同じ「失意の辞任」をした首相経験者だからこそわかること
2012年の衆院選で民主党が大敗し、野田氏は安倍氏に政権を引き継ぐことになった。皇居での親任式の控室で安倍氏と2人きりになった時、安倍氏が野田氏に「自分は5年で(首相に)返り咲きました。あなたにも、いずれそういう日がやってきますよ」と励ました。
近くにある者に優しい安倍氏の一面をよく表した秘話だったが、それ以上に心に残ったのは、直後に語られた野田氏の述懐である。

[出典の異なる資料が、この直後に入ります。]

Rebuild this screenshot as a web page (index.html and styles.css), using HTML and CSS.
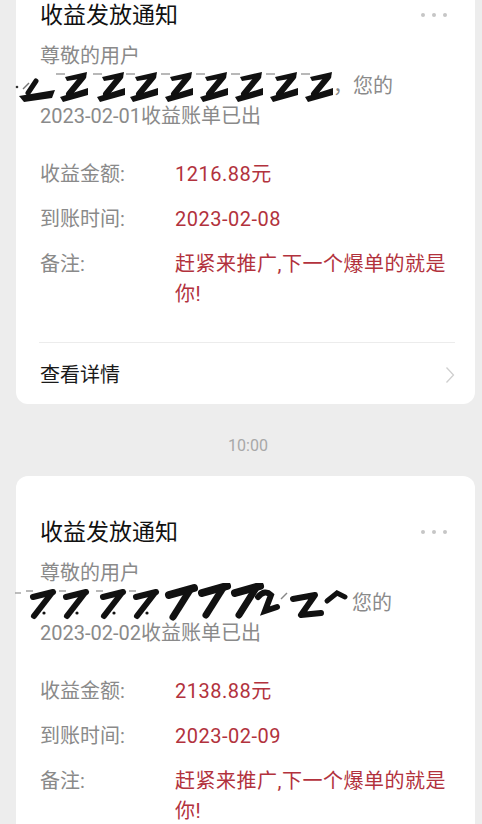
FILE: index.html
```html
<!DOCTYPE html>
<html lang="zh-CN">
<head>
<meta charset="utf-8">
<title>收益发放通知</title>
<link rel="stylesheet" href="styles.css">
</head>
<body>
<main class="feed">
  <article class="card card--first">
    <header class="card-head">
      <h2 class="card-title">收益发放通知</h2>
      <span class="more"><i></i><i></i><i></i></span>
    </header>
    <div class="greeting">
      <p>尊敬的用户</p>
      <p class="masked">
        <svg class="scribble scribble--a" width="318" height="36" viewBox="0 0 318 36">
          <defs>
            <g id="za">
              <path d="M-7 6 L2 6" stroke="#9a9a9a" stroke-width="1.4" fill="none"/>
              <path d="M2 9 L24 4 L23 10 L4 13 Z" fill="#111"/>
              <path d="M20 9 L6 26" stroke="#111" stroke-width="6" stroke-linecap="round" fill="none"/>
              <path d="M-3 29 L25 20 L25 27 L0 34 Z" fill="#111"/>
            </g>
          </defs>
          <circle cx="2" cy="19" r="1.3" fill="#333"/>
          <path d="M8 21 L14 15" stroke="#777" stroke-width="1.5" fill="none"/>
          <path d="M21 13 L13 25" stroke="#111" stroke-width="5" stroke-linecap="round" fill="none"/>
          <path d="M4 28 L40 22 L37 30 L9 34 Z" fill="#111"/>
          <use href="#za" x="48" y="0"/>
          <use href="#za" x="85" y="0"/>
          <use href="#za" x="118" y="0"/>
          <use href="#za" x="153" y="0"/>
          <use href="#za" x="188" y="0"/>
          <use href="#za" x="223" y="0"/>
          <use href="#za" x="258" y="0"/>
          <use href="#za" x="293" y="0"/>
        </svg><span>，您的</span>
      </p>
      <p>2023-02-01收益账单已出</p>
    </div>
    <dl class="fields">
      <div class="field"><dt>收益金额:</dt><dd>1216.88元</dd></div>
      <div class="field"><dt>到账时间:</dt><dd>2023-02-08</dd></div>
      <div class="field"><dt>备注:</dt><dd>赶紧来推广,下一个爆单的就是你!</dd></div>
    </dl>
    <a class="card-foot" href="#">
      <span>查看详情</span>
      <svg class="chevron" width="10" height="18" viewBox="0 0 10 18"><path d="M1.5 1.5 L8.5 9 L1.5 16.5" fill="none" stroke="#cfcfcf" stroke-width="1.3"/></svg>
    </a>
  </article>

  <div class="time">10:00</div>

  <article class="card">
    <header class="card-head">
      <h2 class="card-title">收益发放通知</h2>
      <span class="more"><i></i><i></i><i></i></span>
    </header>
    <div class="greeting">
      <p>尊敬的用户</p>
      <p class="masked">
        <svg class="scribble scribble--b" width="337" height="40" viewBox="0 0 337 40">
          <defs>
            <g id="zb">
              <path d="M-4 8 L3 8" stroke="#9a9a9a" stroke-width="1.4" fill="none"/>
              <path d="M3 14 L23 9" stroke="#111" stroke-width="6" stroke-linecap="round" fill="none"/>
              <path d="M21 11 L4 33" stroke="#111" stroke-width="6" stroke-linecap="round" fill="none"/>
              <circle cx="14" cy="30" r="1.6" fill="#111"/>
            </g>
            <g id="zc">
              <path d="M2 12 L27 5" stroke="#111" stroke-width="8" stroke-linecap="round" fill="none"/>
              <path d="M23 7 L6 34" stroke="#111" stroke-width="7" stroke-linecap="round" fill="none"/>
            </g>
          </defs>
          <path d="M-6 10 L6 10" stroke="#999" stroke-width="1.3" fill="none"/>
          <use href="#zb" x="15" y="0"/>
          <use href="#zb" x="48" y="0"/>
          <use href="#zb" x="85" y="0"/>
          <use href="#zb" x="118" y="0"/>
          <use href="#zc" x="152" y="0"/>
          <use href="#zc" x="185" y="-2"/>
          <use href="#zc" x="218" y="-2"/>
          <path d="M243 14 Q250 6 256 12 L250 28 L262 24" stroke="#111" stroke-width="6" fill="none" stroke-linecap="round"/>
          <path d="M266 16 L272 10" stroke="#888" stroke-width="1.4" fill="none"/>
          <path d="M278 16 L300 12 L286 32 L306 30" stroke="#111" stroke-width="6" fill="none" stroke-linecap="round" stroke-linejoin="round"/>
          <path d="M312 18 L322 10 L330 14" stroke="#111" stroke-width="5" fill="none" stroke-linecap="round"/>
        </svg><span>您的</span>
      </p>
      <p>2023-02-02收益账单已出</p>
    </div>
    <dl class="fields">
      <div class="field"><dt>收益金额:</dt><dd>2138.88元</dd></div>
      <div class="field"><dt>到账时间:</dt><dd>2023-02-09</dd></div>
      <div class="field"><dt>备注:</dt><dd>赶紧来推广,下一个爆单的就是你!</dd></div>
    </dl>
    <a class="card-foot" href="#">
      <span>查看详情</span>
      <svg class="chevron" width="10" height="18" viewBox="0 0 10 18"><path d="M1.5 1.5 L8.5 9 L1.5 16.5" fill="none" stroke="#cfcfcf" stroke-width="1.3"/></svg>
    </a>
  </article>
</main>
</body>
</html>
```

FILE: styles.css
```css
* { box-sizing: border-box; }

html, body {
  margin: 0;
  padding: 0;
  background: #ededed;
}

body {
  font-family: Roboto, "Noto Sans CJK SC", sans-serif;
  overflow: hidden;
}

.feed {
  padding: 0 7px 0 16px;
  margin-top: -41px;
  display: flex;
  flex-direction: column;
}

.card {
  background: #ffffff;
  border-radius: 12px;
  padding: 42px 20px 0 24px;
}

.card-head {
  display: flex;
  align-items: center;
  justify-content: space-between;
}

.card-title {
  margin: 0;
  font-size: 23px;
  font-weight: 400;
  line-height: 30px;
  color: #111111;
}

.more {
  display: flex;
  gap: 7px;
  margin-right: 8px;
  margin-top: -2px;
}

.more i {
  width: 4px;
  height: 4px;
  border-radius: 50%;
  background: #c6c6c6;
}

.greeting {
  margin-top: 10px;
}

.greeting p {
  margin: 0;
  font-size: 20px;
  line-height: 30px;
  color: #8a8a8a;
}

.masked {
  display: flex;
  align-items: center;
  height: 30px;
  white-space: nowrap;
}

.scribble {
  flex: none;
  margin-left: -25px;
}

.fields {
  margin: 28px 0 0;
  display: flex;
  flex-direction: column;
  gap: 15px;
}

.field {
  display: grid;
  grid-template-columns: 135px 1fr;
  font-size: 20px;
  line-height: 30px;
}

.field dt {
  color: #8a8a8a;
}

.field dd {
  margin: 0;
  color: #b2323d;
  letter-spacing: 0.5px;
}

.card-foot {
  margin-top: 33px;
  border-top: 1px solid #ececec;
  margin-left: -1px;
  display: flex;
  align-items: center;
  justify-content: space-between;
  padding: 17px 0 14px 1px;
  font-size: 20px;
  line-height: 30px;
  color: #1a1a1a;
  text-decoration: none;
}

.chevron {
  display: block;
}

.time {
  padding: 32px 0 20px 5px;
  line-height: 20px;
  text-align: center;
  font-size: 16px;
  color: #a8a8a8;
}
```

「今なら分かる気がします。安倍さんのあの時の優しさが、どこから注ぎ込まれてきたのかを。第1次政権の終わり(2007年9月)に、失意の中であなたは、入院先の慶應病院から、傷ついた心と体にまさに鞭打って、(後任の)福田康夫新総理の親任式に駆け付けました。(中略)あなたもまた、絶望に沈む心で、控室での苦しい待ち時間を過ごした経験があったのですね」
首相という立場、そして失意の辞任。同じ経験をした者同士だからこそ、政治的立場が大きく異なっていても、相手の立場や思いに想像力を持つことができる。
とつとつと語る野田氏の言葉に、そんな感慨を抱いた。
政治スタンスの異なる人でも共感できる言葉を紡ぐことができる
野田氏が言葉で共感を呼ぶことができた相手は、自民党だけではない。2020年の東京都知事選。野田氏は東京・銀座で、立憲民主党が支援する宇都宮健児氏の応援に駆けつけた。
共産党や社民党にも支援された宇都宮氏。支持者には消費減税に強いこだわりを持つ人も多く、彼らにとって3党合意を結んだ野田氏は「天敵」といった空気もあった。
そんな野田氏を街頭演説に誘ったのは、共産党の志位和夫委員長だった。自らの応援が逆効果になるのでは、と躊躇した野田氏は、演説で「違和感を持って見ている人もいっぱいいるんではないかと思います」と率直な気持ちを吐露しつつ「『右バッター』として最後まで宇都宮さんを応援する」と訴え、大きな拍手を浴びた。
自民党から共産党まで、政治スタンスが全く異なる人たちが共感し、納得できる言葉を生み出し、状況を作り出せる。野田氏はそんな政治家だと思う。